• _WHAT IS NEEDED_
The exercise asks you to copy every line below in which "that" appears.

• _SOURCE RECORDS_
++++++
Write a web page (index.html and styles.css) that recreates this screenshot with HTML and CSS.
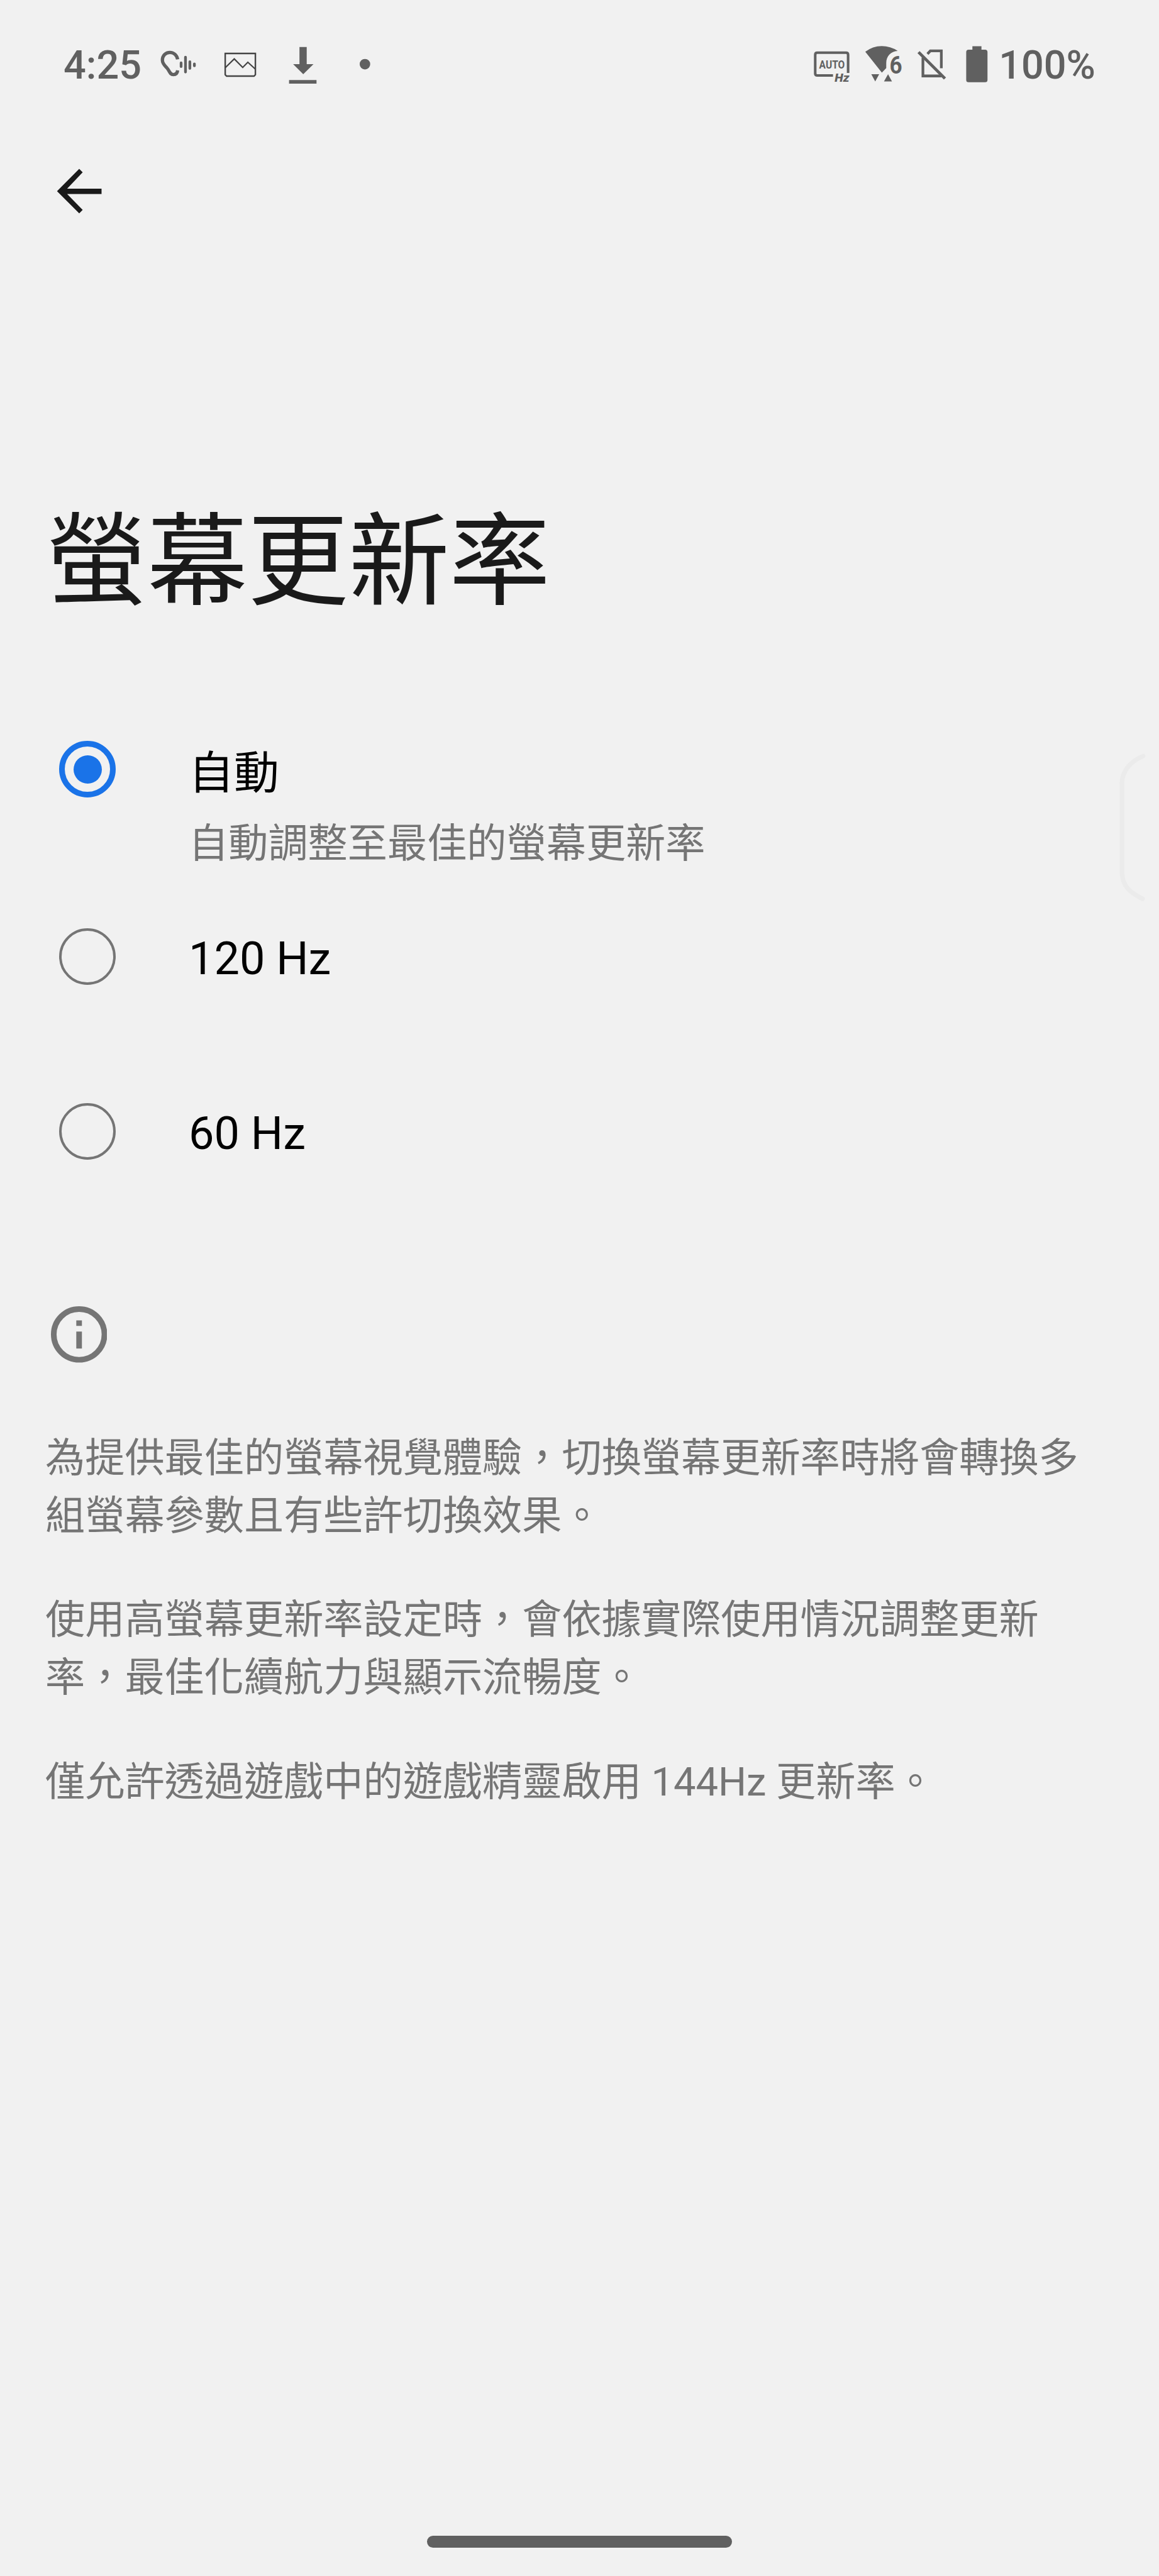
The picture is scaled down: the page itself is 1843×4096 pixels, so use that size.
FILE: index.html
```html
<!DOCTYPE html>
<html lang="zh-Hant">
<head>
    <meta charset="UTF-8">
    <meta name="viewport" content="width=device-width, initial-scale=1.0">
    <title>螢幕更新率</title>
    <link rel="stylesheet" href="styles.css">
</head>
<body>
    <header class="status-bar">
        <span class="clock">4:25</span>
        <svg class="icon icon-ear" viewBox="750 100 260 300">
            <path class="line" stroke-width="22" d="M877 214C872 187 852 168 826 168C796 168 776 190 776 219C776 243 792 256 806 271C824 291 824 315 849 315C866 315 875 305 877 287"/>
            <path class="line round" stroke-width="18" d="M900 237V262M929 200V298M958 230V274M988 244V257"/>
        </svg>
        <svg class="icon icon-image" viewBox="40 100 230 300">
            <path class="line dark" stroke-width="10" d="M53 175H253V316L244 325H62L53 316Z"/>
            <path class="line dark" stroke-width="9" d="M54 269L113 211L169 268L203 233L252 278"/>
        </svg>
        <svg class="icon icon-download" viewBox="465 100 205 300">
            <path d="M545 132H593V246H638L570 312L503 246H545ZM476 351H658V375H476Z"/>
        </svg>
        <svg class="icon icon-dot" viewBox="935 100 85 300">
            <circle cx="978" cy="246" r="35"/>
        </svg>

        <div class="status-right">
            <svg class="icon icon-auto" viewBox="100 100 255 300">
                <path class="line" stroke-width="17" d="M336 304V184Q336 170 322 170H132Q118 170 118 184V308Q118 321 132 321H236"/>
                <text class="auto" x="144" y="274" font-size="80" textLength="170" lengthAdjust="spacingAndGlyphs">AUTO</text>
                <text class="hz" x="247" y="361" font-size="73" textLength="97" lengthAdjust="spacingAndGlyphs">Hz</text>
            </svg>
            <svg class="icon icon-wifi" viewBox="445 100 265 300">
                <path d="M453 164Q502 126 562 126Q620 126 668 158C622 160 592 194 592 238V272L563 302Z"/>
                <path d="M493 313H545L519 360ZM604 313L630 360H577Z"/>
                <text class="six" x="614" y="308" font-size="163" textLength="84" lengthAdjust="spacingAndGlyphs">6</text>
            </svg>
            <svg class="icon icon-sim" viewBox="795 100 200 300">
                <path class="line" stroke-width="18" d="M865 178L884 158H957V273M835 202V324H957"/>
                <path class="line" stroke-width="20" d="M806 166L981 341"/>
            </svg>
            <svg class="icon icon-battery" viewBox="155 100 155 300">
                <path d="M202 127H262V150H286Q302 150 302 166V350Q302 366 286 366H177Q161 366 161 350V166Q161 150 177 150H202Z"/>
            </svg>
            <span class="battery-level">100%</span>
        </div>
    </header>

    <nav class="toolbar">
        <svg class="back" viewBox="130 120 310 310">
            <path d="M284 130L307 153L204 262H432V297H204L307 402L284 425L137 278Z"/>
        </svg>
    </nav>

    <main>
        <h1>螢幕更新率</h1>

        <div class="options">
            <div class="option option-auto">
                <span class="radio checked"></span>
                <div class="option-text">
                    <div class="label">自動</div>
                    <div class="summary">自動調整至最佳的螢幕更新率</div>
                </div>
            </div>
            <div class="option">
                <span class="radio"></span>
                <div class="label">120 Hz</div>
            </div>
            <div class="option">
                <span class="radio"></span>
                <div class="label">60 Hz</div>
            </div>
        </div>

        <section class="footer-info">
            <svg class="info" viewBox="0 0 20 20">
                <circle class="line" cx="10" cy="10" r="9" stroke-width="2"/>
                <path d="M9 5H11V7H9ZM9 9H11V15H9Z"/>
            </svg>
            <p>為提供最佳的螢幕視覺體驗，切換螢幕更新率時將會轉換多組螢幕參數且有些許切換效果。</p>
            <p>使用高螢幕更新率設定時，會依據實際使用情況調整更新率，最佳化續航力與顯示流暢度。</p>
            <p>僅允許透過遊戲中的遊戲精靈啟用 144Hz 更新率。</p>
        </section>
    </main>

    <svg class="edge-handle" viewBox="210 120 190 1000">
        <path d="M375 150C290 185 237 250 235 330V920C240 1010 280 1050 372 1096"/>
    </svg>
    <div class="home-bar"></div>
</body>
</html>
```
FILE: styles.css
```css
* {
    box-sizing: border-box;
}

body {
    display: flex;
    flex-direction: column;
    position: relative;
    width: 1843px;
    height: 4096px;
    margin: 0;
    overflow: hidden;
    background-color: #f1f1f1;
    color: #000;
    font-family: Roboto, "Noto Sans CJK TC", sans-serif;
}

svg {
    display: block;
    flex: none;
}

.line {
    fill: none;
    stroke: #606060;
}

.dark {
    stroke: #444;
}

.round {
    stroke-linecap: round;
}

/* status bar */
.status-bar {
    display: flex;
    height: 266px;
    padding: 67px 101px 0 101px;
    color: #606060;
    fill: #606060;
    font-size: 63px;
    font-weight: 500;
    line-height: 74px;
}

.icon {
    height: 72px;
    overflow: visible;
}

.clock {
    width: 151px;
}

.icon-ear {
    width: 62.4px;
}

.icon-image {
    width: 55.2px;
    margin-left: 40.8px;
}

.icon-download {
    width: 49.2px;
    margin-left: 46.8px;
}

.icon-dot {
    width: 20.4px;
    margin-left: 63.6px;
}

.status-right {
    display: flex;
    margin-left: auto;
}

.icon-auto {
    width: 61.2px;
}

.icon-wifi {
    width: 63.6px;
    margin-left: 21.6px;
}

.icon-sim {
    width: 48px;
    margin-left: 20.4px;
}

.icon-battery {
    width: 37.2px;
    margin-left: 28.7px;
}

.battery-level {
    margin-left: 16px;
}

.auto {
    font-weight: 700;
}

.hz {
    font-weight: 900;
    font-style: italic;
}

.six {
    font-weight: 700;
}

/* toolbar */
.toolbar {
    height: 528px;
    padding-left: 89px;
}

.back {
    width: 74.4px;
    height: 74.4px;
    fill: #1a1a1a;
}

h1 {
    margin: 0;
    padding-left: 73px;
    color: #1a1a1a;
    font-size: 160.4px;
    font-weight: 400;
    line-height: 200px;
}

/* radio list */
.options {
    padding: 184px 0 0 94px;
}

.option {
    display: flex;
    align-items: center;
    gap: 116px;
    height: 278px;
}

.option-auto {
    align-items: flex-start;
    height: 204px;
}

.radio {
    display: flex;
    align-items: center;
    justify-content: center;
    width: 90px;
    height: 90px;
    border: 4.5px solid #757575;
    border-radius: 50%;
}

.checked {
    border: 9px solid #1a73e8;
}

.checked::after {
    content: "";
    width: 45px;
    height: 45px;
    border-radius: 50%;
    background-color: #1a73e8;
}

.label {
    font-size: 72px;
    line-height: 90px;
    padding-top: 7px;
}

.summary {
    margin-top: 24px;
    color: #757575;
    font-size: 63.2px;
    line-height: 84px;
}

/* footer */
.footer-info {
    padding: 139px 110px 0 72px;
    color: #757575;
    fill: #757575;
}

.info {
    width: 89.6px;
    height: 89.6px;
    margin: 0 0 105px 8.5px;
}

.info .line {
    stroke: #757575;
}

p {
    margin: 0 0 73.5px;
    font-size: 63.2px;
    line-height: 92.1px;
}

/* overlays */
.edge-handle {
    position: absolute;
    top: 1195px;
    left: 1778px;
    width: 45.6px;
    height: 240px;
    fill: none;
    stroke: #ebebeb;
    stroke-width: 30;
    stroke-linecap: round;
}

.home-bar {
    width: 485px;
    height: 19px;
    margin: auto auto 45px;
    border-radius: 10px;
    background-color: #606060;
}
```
++++++
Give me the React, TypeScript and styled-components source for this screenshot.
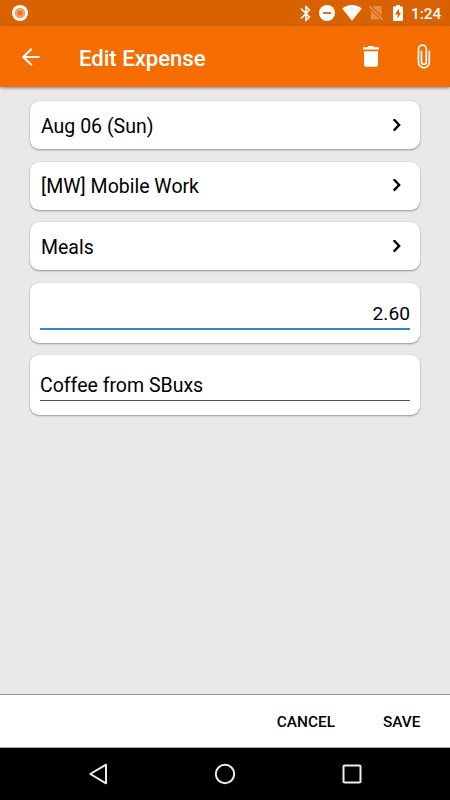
++++++
• _EXERCISE RESULT_
Write a web page (index.html and styles.css) that recreates this screenshot with HTML and CSS.
The picture is scaled down: the page itself is 1843×4096 pixels, so use that size.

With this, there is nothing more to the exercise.